▶ **Stated problem**:
Find the lines containing the word "React" and copy every one of them.

▶ **Information shown**:

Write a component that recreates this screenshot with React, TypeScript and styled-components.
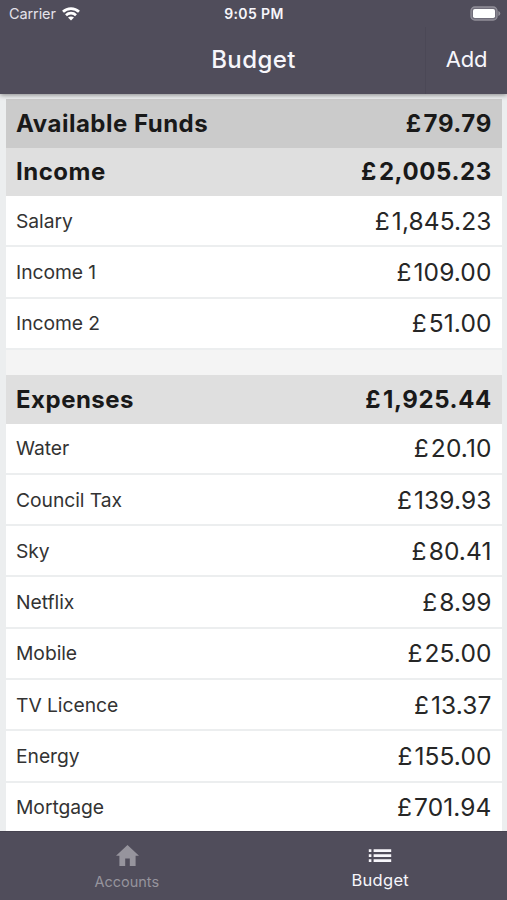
import React from 'react';
import styled, { createGlobalStyle } from 'styled-components';

const GlobalStyle = createGlobalStyle`
  * { box-sizing: border-box; }
  body { margin: 0; background: #eceeef; }
`;

const Screen = styled.div`
  display: flex;
  flex-direction: column;
  width: 507px;
  height: 900px;
  overflow: hidden;
  background: #eceeef;
  color: #1b1b1b;
  font-family: Inter, "Liberation Sans", sans-serif;
`;

const Header = styled.header`
  flex: none;
  height: 94px;
  background: #504d5b;
  color: #f7f6fb;
  box-shadow: 0 1px 5px rgba(0, 0, 0, 0.45);
  z-index: 1;
`;

const StatusBar = styled.div`
  display: grid;
  grid-template-columns: 1fr auto 1fr;
  align-items: center;
  height: 27px;
  padding: 0 6px 0 9px;
`;

const Carrier = styled.div`
  display: flex;
  align-items: center;
  gap: 6px;
  font-size: 14.5px;
  letter-spacing: -0.1px;
  color: #e4e2ea;
`;

const Clock = styled.div`
  margin-left: -2px;
  font-size: 14px;
  font-weight: 600;
  letter-spacing: 0.4px;
`;

const BatteryIcon = styled.svg`
  justify-self: end;
`;

const NavBar = styled.div`
  display: grid;
  grid-template-columns: 82px 1fr 82px;
  height: 67px;
`;

const Title = styled.h1`
  grid-column: 2;
  margin: 0;
  text-align: center;
  font-size: 24px;
  line-height: 66px;
  font-weight: 500;
  letter-spacing: 0.4px;
`;

const AddButton = styled.button`
  border: 0;
  border-left: 1px solid #4b4856;
  padding: 0 0 2px;
  background: none;
  color: inherit;
  font: 400 22px/65px Inter, sans-serif;
  letter-spacing: -0.2px;
`;

const List = styled.main`
  flex: 1;
  min-height: 0;
  overflow: hidden;
  padding: 5.2px 5px 0 6px;
`;

const SummaryRow = styled.div<{ $tone: string }>`
  display: flex;
  justify-content: space-between;
  align-items: center;
  height: 48.5px;
  padding: 0 10.5px 0 10px;
  background: ${(p) => p.$tone};
  font-size: 24px;
  color: #191919;
`;

const SummaryLabel = styled.span`
  font-weight: 650;
  letter-spacing: 0.5px;
`;

const SummaryAmount = styled.span`
  display: flex;
  font-weight: 650;
  letter-spacing: 0.6px;
  margin-right: -0.4px;
`;

const Currency = styled.span`
  margin-right: 2px;
`;

const Items = styled.div`
  background: #fff;
`;

const ItemRow = styled.div`
  display: flex;
  justify-content: space-between;
  align-items: center;
  height: 51.3px;
  padding: 0 10.5px 0 10px;
  border-bottom: 2.5px solid #eceeef;
`;

const ItemLabel = styled.span`
  font-size: 19.3px;
  letter-spacing: -0.05px;
  color: #333;
`;

const ItemAmount = styled.span`
  display: flex;
  font-size: 24.5px;
  letter-spacing: 0.1px;
  color: #262626;
`;

const Spacer = styled.div`
  height: 25px;
  background: #f4f4f4;
`;

const TabBar = styled.nav`
  flex: none;
  display: grid;
  grid-template-columns: 1fr 1fr;
  height: 69px;
  background: #504d5b;
  border-top: 1px solid #464350;
`;

const Tab = styled.div<{ $active?: boolean }>`
  display: flex;
  flex-direction: column;
  align-items: center;
  padding-top: 10px;
  color: ${(p) => (p.$active ? '#f7f6fb' : '#96949d')};
  font-size: ${(p) => (p.$active ? '16.5px' : '14.5px')};
  line-height: ${(p) => (p.$active ? '20px' : '23px')};
  letter-spacing: ${(p) => (p.$active ? '0.3px' : '0')};
`;

const TabIcon = styled.svg`
  display: block;
  margin-bottom: 2px;
  fill: currentColor;
`;

const income = [
  ['Salary', '1,845.23'],
  ['Income 1', '109.00'],
  ['Income 2', '51.00'],
];

const expenses = [
  ['Water', '20.10'],
  ['Council Tax', '139.93'],
  ['Sky', '80.41'],
  ['Netflix', '8.99'],
  ['Mobile', '25.00'],
  ['TV Licence', '13.37'],
  ['Energy', '155.00'],
  ['Mortgage', '701.94'],
];

function Summary({ label, amount, tone = '#dfdfdf' }: { label: string; amount: string; tone?: string }) {
  return (
    <SummaryRow $tone={tone}>
      <SummaryLabel>{label}</SummaryLabel>
      <SummaryAmount><Currency>£</Currency>{amount}</SummaryAmount>
    </SummaryRow>
  );
}

function ItemList({ rows }: { rows: string[][] }) {
  return (
    <Items>
      {rows.map(([label, amount]) => (
        <ItemRow key={label}>
          <ItemLabel>{label}</ItemLabel>
          <ItemAmount><Currency>£</Currency>{amount}</ItemAmount>
        </ItemRow>
      ))}
    </Items>
  );
}

export default function App() {
  return (
    <Screen>
      <GlobalStyle />
      <Header>
        <StatusBar>
          <Carrier>
            Carrier
            <svg width="18" height="14" viewBox="0 0 18 14" fill="none" stroke="#fff" strokeWidth="2.7">
              <path d="M1 4.8C5.4.5 12.6.5 17 4.8" />
              <path d="M4 8.2c2.8-2.7 7.2-2.7 10 0" />
              <path d="M9 13.5 6 10.5c1.7-1.5 4.3-1.5 6 0Z" fill="#fff" stroke="none" />
            </svg>
          </Carrier>
          <Clock>9:05 PM</Clock>
          <BatteryIcon width="31" height="15" viewBox="0 0 31 15">
            <rect x="1" y="1" width="26" height="13" rx="3.8" fill="#706d7a" stroke="#918f99" strokeWidth="1.3" />
            <rect x="3" y="3" width="22" height="9" rx="1.8" fill="#fff" />
            <path d="M28.3 5v5q2-.7 2-2.5T28.3 5Z" fill="#918f99" />
          </BatteryIcon>
        </StatusBar>
        <NavBar>
          <Title>Budget</Title>
          <AddButton>Add</AddButton>
        </NavBar>
      </Header>
      <List>
        <Summary label="Available Funds" amount="79.79" tone="#cbcbcb" />
        <Summary label="Income" amount="2,005.23" />
        <ItemList rows={income} />
        <Spacer />
        <Summary label="Expenses" amount="1,925.44" />
        <ItemList rows={expenses} />
      </List>
      <TabBar>
        <Tab>
          <TabIcon width="24" height="26" viewBox="0 0 24 26">
            <path d="M12.5 3 1 13.8h3.4V24h5.8v-7.4h4.6V24h5.8V13.8H24Z" />
          </TabIcon>
          Accounts
        </Tab>
        <Tab $active>
          <TabIcon width="24" height="26" viewBox="0 0 24 26">
            <path d="M.8 7.2h2.6v2.7H.8zM5.6 7.2h17.6v2.7H5.6zM.8 12.3h2.6V15H.8zM5.6 12.3h17.6V15H5.6zM.8 17.3h2.6V20H.8zM5.6 17.3h17.6V20H5.6z" />
          </TabIcon>
          Budget
        </Tab>
      </TabBar>
    </Screen>
  );
}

▶ **Solved exercise**:
Write a component that recreates this screenshot with React, TypeScript and styled-components.
import React from 'react';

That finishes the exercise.